Strengths and Limitations of This Scoping Review

Given the methodological differences in study design, populations studied, and exposure and health outcome assessments employed across the studies included in this review, we were not able to summarize the evidence on health effects of pesticide exposure in LAC populations using a quantitative synthesis or meta-analysis. In addition, our search strategy was focused on the use of the word “pesticides” plus Latin America or “pesticides” plus each of the names of the 43 LAC countries and territories. This strategy may have led to missed information because some studies could have used more specific keywords such as the pesticide’s nature (e.g., herbicides, fungicides, insecticides) or the names of pesticide active ingredients (e.g., mancozeb, chlordecone). Our literature search also focused solely on PubMed and SciELO, and it is possible that other common databases in the LAC region, such as Latindex and Latin American and Caribbean Health Sciences Literature (LILACS), could have yielded additional publications.
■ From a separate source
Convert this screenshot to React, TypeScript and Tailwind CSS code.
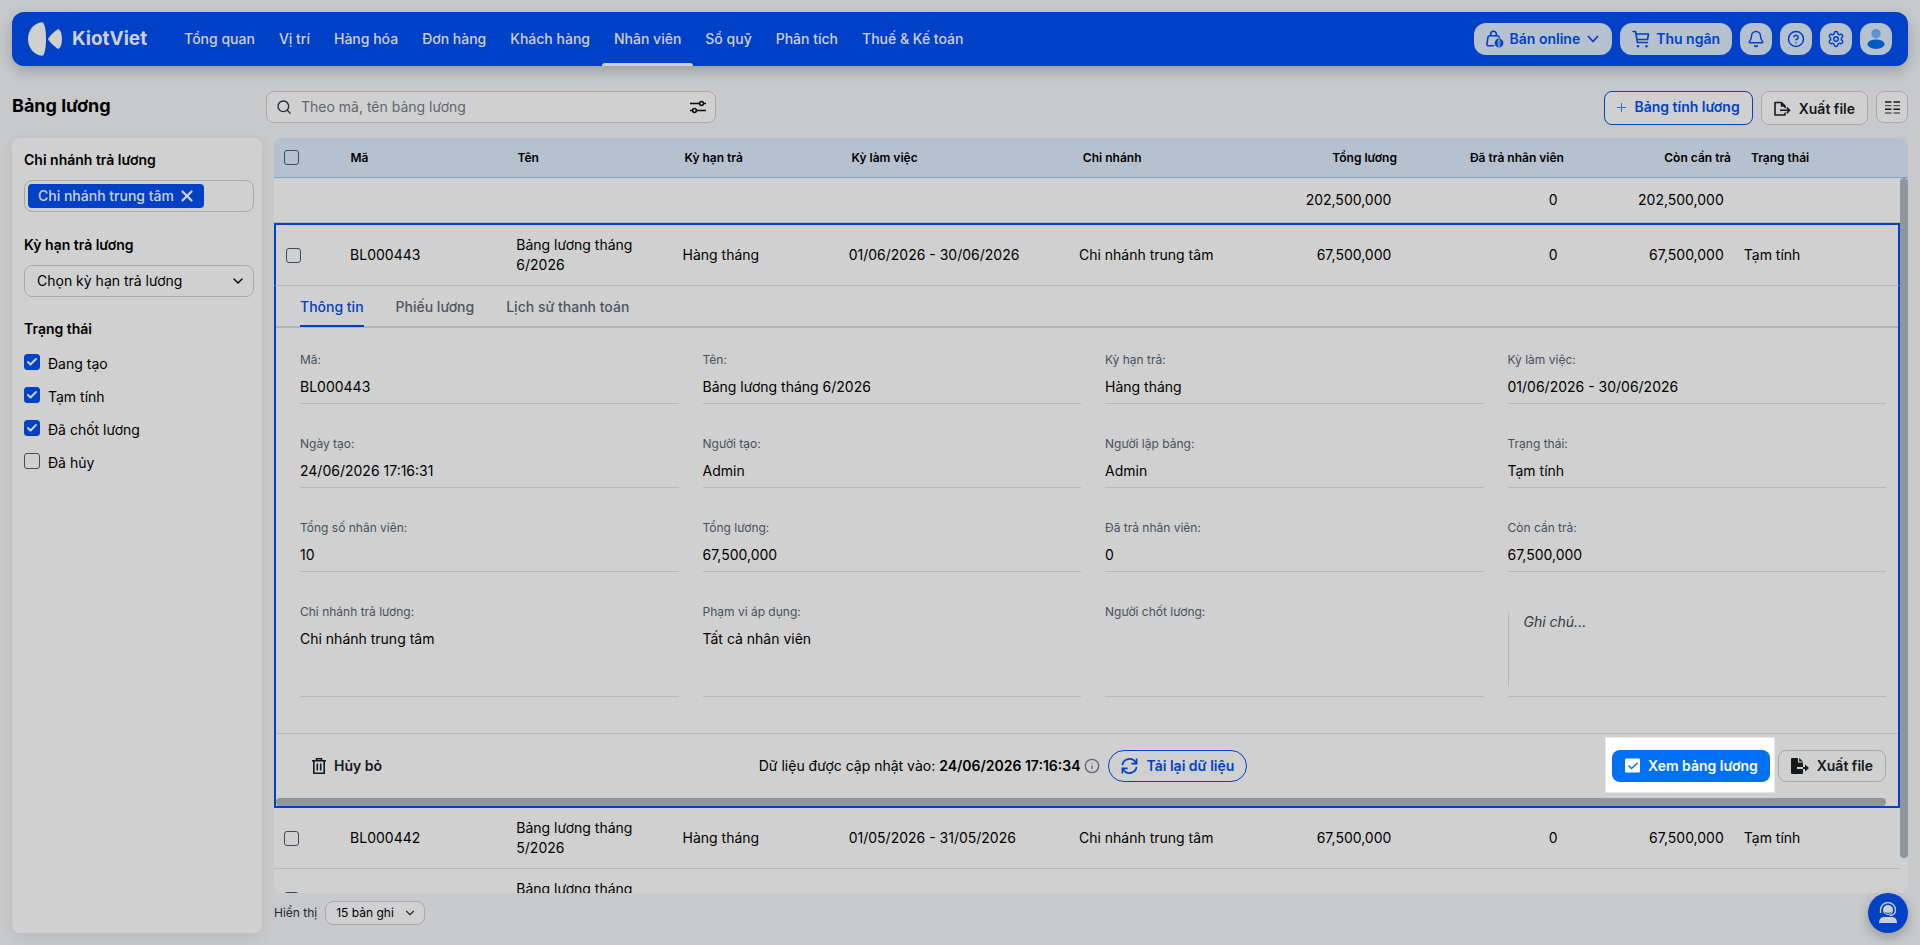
import type { ReactNode } from "react"
import { Bell, Check, ChevronDown, CircleHelp, Info, Search, Settings, X } from "lucide-react"
import clsx from "clsx"

const NAV = [
    "Tổng quan",
    "Vị trí",
    "Hàng hóa",
    "Đơn hàng",
    "Khách hàng",
    "Nhân viên",
    "Sổ quỹ",
    "Phân tích",
    "Thuế & Kế toán",
]

const STATUSES = [
    { label: "Đang tạo", checked: true },
    { label: "Tạm tính", checked: true },
    { label: "Đã chốt lương", checked: true },
    { label: "Đã hủy", checked: false },
]

const COLUMNS = [
    { label: "Mã" },
    { label: "Tên" },
    { label: "Kỳ hạn trả" },
    { label: "Kỳ làm việc" },
    { label: "Chi nhánh" },
    { label: "Tổng lương", right: true },
    { label: "Đã trả nhân viên", right: true },
    { label: "Còn cần trả", right: true },
    { label: "Trạng thái" },
]

const ROWS = [
    ["BL000443", "Bảng lương tháng 6/2026", "Hàng tháng", "01/06/2026 - 30/06/2026", "Chi nhánh trung tâm", "67,500,000", "0", "67,500,000", "Tạm tính"],
    ["BL000442", "Bảng lương tháng 5/2026", "Hàng tháng", "01/05/2026 - 31/05/2026", "Chi nhánh trung tâm", "67,500,000", "0", "67,500,000", "Tạm tính"],
    ["", "Bảng lương tháng 4/2026", "", "", "", "", "", "", ""],
]

const DETAILS = [
    ["Mã:", "BL000443"],
    ["Tên:", "Bảng lương tháng 6/2026"],
    ["Kỳ hạn trả:", "Hàng tháng"],
    ["Kỳ làm việc:", "01/06/2026 - 30/06/2026"],
    ["Ngày tạo:", "24/06/2026 17:16:31"],
    ["Người tạo:", "Admin"],
    ["Người lập bảng:", "Admin"],
    ["Trạng thái:", "Tạm tính"],
    ["Tổng số nhân viên:", "10"],
    ["Tổng lương:", "67,500,000"],
    ["Đã trả nhân viên:", "0"],
    ["Còn cần trả:", "67,500,000"],
    ["Chi nhánh trả lương:", "Chi nhánh trung tâm"],
    ["Phạm vi áp dụng:", "Tất cả nhân viên"],
    ["Người chốt lương:", ""],
]

function Logo() {
    return (
        <a href="#" className="flex items-center gap-[10px]">
            <svg width="34" height="34" viewBox="0 0 34 34" fill="#d0d0d0" aria-hidden="true">
                <path d="M14 .2C16.500 0 18 8 18 17s-1.500 17-4 16.800C6 33 0 26 0 17S6 1 14 .2z" />
                <path d="M30.200 7.200c2 0 3.800 5 3.800 9.800s-1.800 9.800-3.800 9.800C28.500 26.800 20 18.500 20 17s8.500-9.800 10.200-9.800z" />
            </svg>
            <span className="text-[19px] font-bold text-[#d0d0d0]">KiotViet</span>
        </a>
    )
}

function OnlineBagIcon() {
    return (
        <svg width="18" height="18" viewBox="0 0 18 18" fill="none" stroke="currentColor" strokeWidth="1.600" strokeLinecap="round" strokeLinejoin="round" aria-hidden="true">
            <path d="M7.500 15.800H2.600c-1.100 0-1.900-.9-1.700-2L2 7.200C2.200 6.200 2.800 5.700 3.700 5.700h7.800c.9 0 1.500.5 1.700 1.400" />
            <path d="M4.500 5.500C4.500 3 5.500 1.200 7.500 1.200s3 1.800 3 4.300" />
            <circle cx="13" cy="13" r="3.600" fill="currentColor" />
            <path d="M13 9.800c-1.400 2-1.400 4.400 0 6.400M13 9.800c1.400 2 1.400 4.400 0 6.400" stroke="#b5c1ce" strokeWidth="0.900" />
        </svg>
    )
}

function CartIcon() {
    return (
        <svg width="18" height="18" viewBox="0 0 18 18" fill="none" stroke="currentColor" strokeWidth="1.600" strokeLinecap="round" strokeLinejoin="round" aria-hidden="true">
            <path d="M1 1.500h2.500l2 11H15.500M4 4h12.500L15.500 9.500H5" />
            <circle cx="6" cy="16.200" r="1.200" fill="currentColor" stroke="none" />
            <circle cx="14.500" cy="16.200" r="1.200" fill="currentColor" stroke="none" />
        </svg>
    )
}

function SlidersIcon() {
    return (
        <svg width="18" height="14" viewBox="0 0 18 14" fill="none" stroke="#0b0b10" strokeWidth="1.500" aria-hidden="true">
            <path d="M1 3.500h9.500M14.500 3.500H17M1 10.500h2.500M7.500 10.500H17" />
            <circle cx="12.500" cy="3.500" r="1.900" />
            <circle cx="5.500" cy="10.500" r="1.900" />
        </svg>
    )
}

function ExportIcon() {
    return (
        <svg width="17" height="16" viewBox="0 0 17 16" fill="none" stroke="currentColor" strokeWidth="1.600" strokeLinejoin="round" aria-hidden="true">
            <path d="M11 11.800V14H1V1.500h6.500L11 5v2M7.500 1.500V5H11M6 9.300h9.500M12.800 6.500l2.800 2.800-2.800 2.800" />
        </svg>
    )
}

function ExportSolidIcon() {
    return (
        <svg width="18" height="16" viewBox="0 0 18 16" fill="currentColor" aria-hidden="true">
            <path d="M0 1a1 1 0 0 1 1-1h6v4.500h5V9H6v2h6v4a1 1 0 0 1-1 1H1a1 1 0 0 1-1-1zM8.200 0 12 3.500H8.200z" />
            <path d="M12 9h2V6.500l4 3.500-4 3.500V11h-2z" />
        </svg>
    )
}

function ColumnsIcon() {
    return (
        <svg width="15" height="13" viewBox="0 0 15 13" strokeWidth="1.400" aria-hidden="true">
            <path d="M0 1h6.500M8.500 1H15M0 8.300h6.500M8.500 8.300H15" stroke="#14181f" />
            <path d="M0 4.600h6.500M8.500 4.600H15M0 12h6.500M8.500 12H15" stroke="#55595f" />
        </svg>
    )
}

function TrashIcon() {
    return (
        <svg width="14" height="16" viewBox="0 0 14 16" fill="none" stroke="currentColor" strokeWidth="1.600" aria-hidden="true">
            <path d="M0 2.800h14M4.500 2.500v-1.700h5v1.700M1.800 3v12.200h10.400V3M5.300 5.500v7M8.700 5.500v7" />
        </svg>
    )
}

function ReloadIcon() {
    return (
        <svg width="17" height="18" viewBox="0 0 18 18" fill="none" stroke="currentColor" strokeWidth="1.800" aria-hidden="true">
            <path d="M1.500 8A7.500 7.500 0 0 1 15.500 5.500M16.500 1v5.500H11M16.500 10A7.500 7.500 0 0 1 2.500 12.500M1.500 17v-5.500H7" />
        </svg>
    )
}

function SupportIcon() {
    return (
        <svg width="20" height="22" viewBox="0 0 20 22" fill="#d0d0d0" aria-hidden="true">
            <path d="M1 21c0-4 2-6 5.500-6h7c3.500 0 5.500 2 5.500 6z" />
            <circle cx="10" cy="8" r="5" />
            <path d="M2.500 11V8a7.500 7.500 0 0 1 15 0c0 3.500-2 5.500-6 5.500" fill="none" stroke="#d0d0d0" strokeWidth="1.300" />
            <path d="M7 10.500c2 1.200 4 1.200 6 0" fill="none" stroke="#0041c8" strokeWidth="1" />
        </svg>
    )
}

function Checkbox({ label, checked, className = "size-[15px]" }: { label: string; checked?: boolean; className?: string }) {
    return (
        <span className={clsx("relative block shrink-0", className)}>
            <input
                type="checkbox"
                aria-label={label}
                defaultChecked={checked}
                className="peer block size-full appearance-none rounded-[3px] border border-[#3f4a58] checked:border-[#0041c8] checked:bg-[#0041c8]"
            />
            <Check className="pointer-events-none absolute inset-0 m-auto hidden size-3 text-[#d0d0d0] peer-checked:block" strokeWidth={4} />
        </span>
    )
}

function HeaderButton({ label, children }: { label: string; children: ReactNode }) {
    return (
        <button aria-label={label} className="flex size-8 items-center justify-center rounded-xl bg-[#b5c1ce] text-[#0041c8]">
            {children}
        </button>
    )
}

function Header() {
    return (
        <header className="flex h-[54px] shrink-0 items-center rounded-xl bg-[#0041c8] px-4 shadow-[0_5px_14px_rgba(0,0,0,0.22)]">
            <Logo />
            <nav className="ml-[25px] flex h-full">
                {NAV.map((item) => (
                    <a
                        key={item}
                        href="#"
                        className={clsx(
                            "relative flex items-center px-3 text-sm font-medium whitespace-nowrap text-[#d0d0d0]",
                            item === "Nhân viên" && "after:absolute after:inset-x-0 after:bottom-0 after:h-[3px] after:rounded-t-sm after:bg-[#d0d0d0]",
                        )}
                    >
                        {item}
                    </a>
                ))}
            </nav>
            <div className="ml-auto flex gap-2">
                <button className="flex h-8 items-center gap-1.5 rounded-xl bg-[#b5c1ce] px-3 text-sm font-semibold text-[#0041c8]">
                    <OnlineBagIcon />
                    Bán online
                    <svg width="14" height="8" viewBox="0 0 14 8" fill="none" stroke="currentColor" strokeWidth="1.800" aria-hidden="true">
                        <path d="m2 1 5 5.500L12 1" />
                    </svg>
                </button>
                <button className="flex h-8 items-center gap-1.5 rounded-xl bg-[#b5c1ce] px-3 text-sm font-semibold text-[#0041c8]">
                    <CartIcon />
                    Thu ngân
                </button>
                <HeaderButton label="Thông báo">
                    <Bell className="size-[18px]" />
                </HeaderButton>
                <HeaderButton label="Trợ giúp">
                    <CircleHelp className="size-[18px]" />
                </HeaderButton>
                <HeaderButton label="Thiết lập">
                    <Settings className="size-[18px]" />
                </HeaderButton>
                <HeaderButton label="Tài khoản">
                    <svg width="18" height="20" viewBox="0 0 18 20" aria-hidden="true">
                        <circle cx="9" cy="4.700" r="4.700" fill="#5c93d0" />
                        <ellipse cx="9" cy="15.200" rx="8.500" ry="4.800" fill="#005bc7" />
                    </svg>
                </HeaderButton>
            </div>
        </header>
    )
}

function Toolbar() {
    return (
        <div className="mt-[25px] flex h-[34px] shrink-0 items-start">
            <h1 className="w-[254px] text-lg leading-[30px] font-bold">Bảng lương</h1>
            <div className="flex h-8 w-[450px] items-center rounded-lg border border-[#a6a8ab] bg-[#d0d0d0] pr-2 pl-[9px]">
                <Search className="size-4 text-[#1f2937]" />
                <input
                    aria-label="Theo mã, tên bảng lương"
                    placeholder="Theo mã, tên bảng lương"
                    className="ml-[9px] min-w-0 flex-1 text-sm outline-none placeholder:text-[#5e6671]"
                />
                <button aria-label="Bộ lọc">
                    <SlidersIcon />
                </button>
            </div>
            <div className="ml-auto flex items-start gap-2">
                <button className="flex h-[34px] items-center gap-2 rounded-lg border border-[#0041c8] bg-[#d0d0d0] px-3 pb-0.5 text-sm font-semibold text-[#0041c8]">
                    <svg width="9" height="9" viewBox="0 0 9 9" stroke="#2a72cf" aria-hidden="true">
                        <path d="M4.500 0v9M0 4.500h9" />
                    </svg>
                    Bảng tính lương
                </button>
                <button className="flex h-[34px] items-center gap-2 rounded-lg border border-[#a6a8ae] bg-[#d0d0d0] px-3 pt-0.5 text-sm font-semibold text-[#14181f]">
                    <ExportIcon />
                    Xuất file
                </button>
                <button aria-label="Cột hiển thị" className="flex size-8 items-center justify-center rounded-lg border border-[#a6a8ae] bg-[#d0d0d0]">
                    <ColumnsIcon />
                </button>
            </div>
        </div>
    )
}

function Sidebar() {
    return (
        <aside className="w-[250px] shrink-0 rounded-lg bg-[#d0d0d0] pt-3 pr-2 pl-3 shadow-[0_4px_16px_rgba(0,0,0,0.08)]">
            <h2 className="text-sm leading-5 font-semibold">Chi nhánh trả lương</h2>
            <div className="mt-[10px] flex h-8 items-center rounded-lg border border-[#a6a8ae] px-[3px]">
                <span className="flex h-6 items-center gap-1 rounded-sm bg-[#0041c8] pr-2 pl-[10px] text-sm font-medium text-[#d0d0d0]">
                    Chi nhánh trung tâm
                    <button aria-label="Bỏ chọn">
                        <X className="size-[18px]" strokeWidth={3} />
                    </button>
                </span>
            </div>
            <label htmlFor="term" className="mt-[23px] block text-sm leading-5 font-semibold">
                Kỳ hạn trả lương
            </label>
            <div className="relative mt-[10px]">
                <select id="term" className="h-8 w-full appearance-none rounded-lg border border-[#a6a8ae] px-3 text-sm">
                    <option>Chọn kỳ hạn trả lương</option>
                </select>
                <ChevronDown className="pointer-events-none absolute top-2 right-2 size-4" />
            </div>
            <h2 className="mt-[22px] text-sm leading-5 font-semibold">Trạng thái</h2>
            <div className="mt-[15px] flex flex-col gap-[13px]">
                {STATUSES.map((s) => (
                    <label key={s.label} className="flex h-5 items-start gap-2 text-sm">
                        <Checkbox label={s.label} checked={s.checked} className="size-4" />
                        {s.label}
                    </label>
                ))}
            </div>
        </aside>
    )
}

function Cols() {
    return (
        <colgroup>
            <col className="w-[66px]" />
            <col className="w-[166px]" />
            <col className="w-[166px]" />
            <col className="w-[166px]" />
            <col className="w-[230px]" />
            <col className="w-[166px]" />
            <col className="w-[166px]" />
            <col className="w-[166px]" />
            <col className="w-[166px]" />
            <col className="w-[166px]" />
        </colgroup>
    )
}

function PayrollRow({ row, open }: { row: string[]; open?: boolean }) {
    return (
        <tr className="h-[61px]">
            <td className={clsx("border-b border-b-[#b6b7b8] px-[10px]", open && "border-t-2 border-l-2 border-t-[#0041c8] border-l-[#0041c8]")}>
                <Checkbox label={row[1]} />
            </td>
            {row.map((cell, i) => (
                <td
                    key={i}
                    className={clsx(
                        "border-b border-b-[#b6b7b8] px-[10px] py-[10px] leading-5",
                        COLUMNS[i].right && "text-right",
                        open && "border-t-2 border-t-[#0041c8]",
                        open && i === row.length - 1 && "border-r-2 border-r-[#0041c8]",
                    )}
                >
                    {cell}
                </td>
            ))}
        </tr>
    )
}

function Detail() {
    return (
        <>
            <div className="flex h-[42px] gap-8 border-b-2 border-[#b3b4b6] pl-6 font-medium text-[#4b5563]">
                <button className="-mb-px border-b-2 border-[#0041c8] pt-[3px] text-[#0041c8]">Thông tin</button>
                <button className="pt-0.5">Phiếu lương</button>
                <button className="pt-0.5">Lịch sử thanh toán</button>
            </div>
            <div className="grid grid-cols-4 gap-x-6 gap-y-[31px] pt-[23px] pr-3 pb-9 pl-6">
                {DETAILS.map(([label, value], i) => (
                    <div key={label} className={clsx("border-b border-[#b6b7b8] pb-[6px]", i > 11 && "h-[94px]")}>
                        <div className="text-xs leading-[18px] text-[#46505d]">{label}</div>
                        <div className="mt-2 h-5 leading-5">{value}</div>
                    </div>
                ))}
                <div className="border-b border-[#b6b7b8] py-[10px]">
                    <textarea
                        aria-label="Ghi chú"
                        placeholder="Ghi chú..."
                        className="block h-[73px] w-full resize-none border-l border-[#b6b7b8] px-[15px] leading-[18px] italic outline-none placeholder:text-[#2f3a48]"
                    />
                </div>
            </div>
            <div className="flex items-center justify-between border-t border-[#b6b7b8] py-4 pr-3 pl-6">
                <button className="flex h-8 items-center gap-2 px-3 font-semibold text-[#14181f]">
                    <TrashIcon />
                    Hủy bỏ
                </button>
                <div className="flex items-center">
                    <span>
                        Dữ liệu được cập nhật vào: <b className="font-semibold">24/06/2026 17:16:34</b>
                    </span>
                    <Info className="ml-1 size-4 text-[#5e6671]" />
                    <button className="ml-2 flex h-8 items-center gap-2 rounded-full border border-[#0041c8] px-3 font-semibold text-[#0041c8]">
                        <ReloadIcon />
                        Tải lại dữ liệu
                    </button>
                </div>
                <div className="flex gap-2">
                    <div className="relative">
                        <div className="absolute -top-[13px] -right-[5px] -bottom-[11px] -left-[7px] border border-[#e8e8e8] bg-white" />
                        <button className="relative flex h-8 items-center gap-2 rounded-lg bg-[#0070f4] px-3 font-semibold text-white">
                            <svg width="16" height="16" viewBox="0 0 16 16" aria-hidden="true">
                                <rect x="1" y="0.500" width="15" height="14" rx="1" fill="#fff" />
                                <path d="m4.500 7.500 3 3 6-5.500" fill="none" stroke="#0070f4" strokeWidth="1.600" />
                            </svg>
                            Xem bảng lương
                        </button>
                    </div>
                    <button className="flex h-8 items-center gap-2 rounded-lg border border-[#a6a8ae] px-3 font-semibold text-[#14181f]">
                        <ExportSolidIcon />
                        Xuất file
                    </button>
                </div>
            </div>
            <div className="mr-3 h-2 rounded-full bg-[#90969d]" />
        </>
    )
}

function PayrollGrid() {
    return (
        <div className="flex min-h-0 flex-1 flex-col overflow-hidden rounded-lg bg-[#d0d0d0]">
            <table className="w-full table-fixed border-separate border-spacing-0 text-xs">
                <Cols />
                <thead>
                    <tr className="h-10 bg-[#b5c1ce]">
                        <th className="border-b border-[#7f9fce] px-[10px]">
                            <Checkbox label="Chọn tất cả" />
                        </th>
                        {COLUMNS.map((c) => (
                            <th key={c.label} className={clsx("border-b border-[#7f9fce] px-[10px] font-semibold", c.right ? "text-right" : "text-left")}>
                                {c.label}
                            </th>
                        ))}
                    </tr>
                </thead>
            </table>
            <div className="flex min-h-0 flex-1 overflow-hidden">
                <table className="h-fit flex-1 table-fixed border-separate border-spacing-0 text-sm">
                    <Cols />
                    <tbody>
                        <tr className="h-[45px]">
                            <td colSpan={6} className="border-b border-[#b6b7b8]" />
                            <td className="border-b border-[#b6b7b8] px-[10px] text-right">202,500,000</td>
                            <td className="border-b border-[#b6b7b8] px-[10px] text-right">0</td>
                            <td className="border-b border-[#b6b7b8] px-[10px] text-right">202,500,000</td>
                            <td className="border-b border-[#b6b7b8]" />
                        </tr>
                        <PayrollRow row={ROWS[0]} open />
                        <tr>
                            <td colSpan={10} className="border-x-2 border-b-2 border-[#0041c8] p-0">
                                <Detail />
                            </td>
                        </tr>
                        <PayrollRow row={ROWS[1]} />
                        <PayrollRow row={ROWS[2]} />
                    </tbody>
                </table>
                <div className="h-[680px] w-2 shrink-0 rounded-full bg-[#90969d]" />
            </div>
        </div>
    )
}

export default function App() {
    return (
        <div className="flex h-screen flex-col overflow-hidden bg-[#c8c9cb] p-3 font-['Inter',sans-serif] text-black">
            <Header />
            <Toolbar />
            <div className="mt-[13px] flex min-h-0 flex-1 gap-3">
                <Sidebar />
                <main className="flex min-w-0 flex-1 flex-col">
                    <PayrollGrid />
                    <div className="flex h-10 shrink-0 items-center gap-2 text-xs text-[#1f2937]">
                        <label htmlFor="page-size">Hiển thị</label>
                        <div className="relative">
                            <select id="page-size" className="h-6 w-[100px] appearance-none rounded-lg border border-[#a6a8ae] bg-[#d0d0d0] pl-[10px] text-black">
                                <option>15 bản ghi</option>
                            </select>
                            <ChevronDown className="pointer-events-none absolute top-[5px] right-2 size-[14px]" />
                        </div>
                    </div>
                </main>
            </div>
            <button
                aria-label="Hỗ trợ"
                className="fixed right-3 bottom-3 flex size-10 items-center justify-center rounded-full bg-[#0041c8] shadow-[0_4px_12px_rgba(0,0,0,0.25)]"
            >
                <SupportIcon />
            </button>
        </div>
    )
}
Despite its limitations, we believe that this scoping review provides a useful overview of the status of the research regarding the health effects of pesticide exposure and gives insight into existing data gaps and research capacity building needs in the region.

Conclusions

Our scoping review provides some evidence that exposure to pesticides may adversely impact the health of LAC populations. Nevertheless, methodological limitations such as reliance on cross-sectional study designs and indirect exposure assessment methods, as well as heterogeneity in the assessment of health outcomes and presentation of study findings, undermine the strength of the conclusions. We recommend increasing capacity building, integrating research initiatives, and conducting more rigorous epidemiological studies that can address these limitations, better inform public health surveillance systems, and increase the impact of research on public policies.